JC: I am curious about the kinds of reactions that you have got when showing your work. I can imagine the reactions might be quite interesting. Were you surprised by how people reacted?

BS: I think a lot of the reactions have to do with time and distance. If these were pictures of people from 40 of 50 years ago, or pictures of people from some other place like some Peruvian lady none these question would apply. It is funny, I think, it seems to feel strange and maybe like a step over some personal moral line because it feels more real, so close - to our actual neighbor. The person I stand next to on the subway platform - that is my superstar… not the Peruvian lady.

It’s funny though when I tell what people what I do - taking pictures from up close with a camera that is not seen - without showing them the actual pictures I take they often look at me with a lot of suspicion, if not fear, and even disgust. But usually when they see the actual pictures that all melts away as if they were looking at a picture of a deer by the brook - an authentic picture from nature, a wildlife shot.
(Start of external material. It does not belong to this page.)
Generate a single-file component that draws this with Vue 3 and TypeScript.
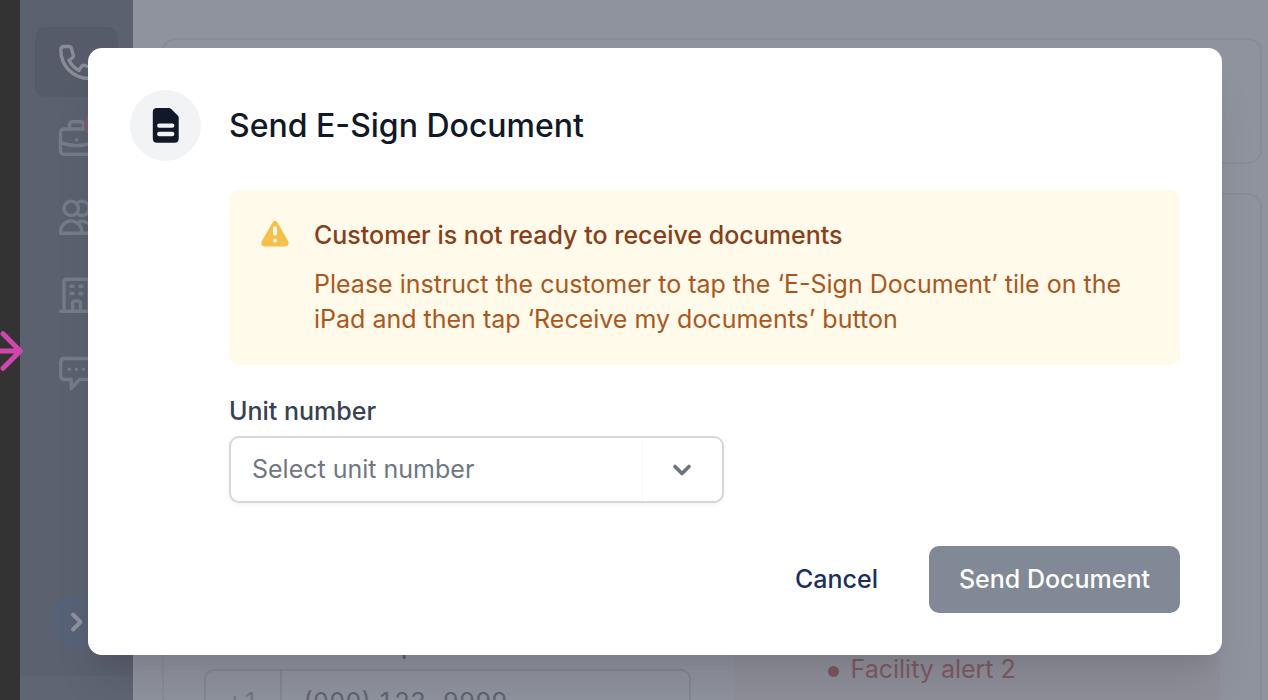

People I think are drawn to making this kind of work as well as street photography and stuff because they are struck by how vivid the world right outside our door is, exactly as it is - but we don’t see many really real pictures of it

I guess in a way I wanted to get as close as possible to a complete stranger… must be a New York thing, I guess we all kind of love each other. But I wanted people to feel that closeness to another person, to get under peoples clothes and into their skin. and I think now when there is a direct gaze this often happens, a vulnerability that lets you in. I remember the great German photographer Renger-Patzsch saying how he was looking for an Eden-like state of innocence before consciousness when he made a picture. That’s what you often look for in making a portrait and you end up with something between that state and a mask, and sometimes the masks aren’t bad too.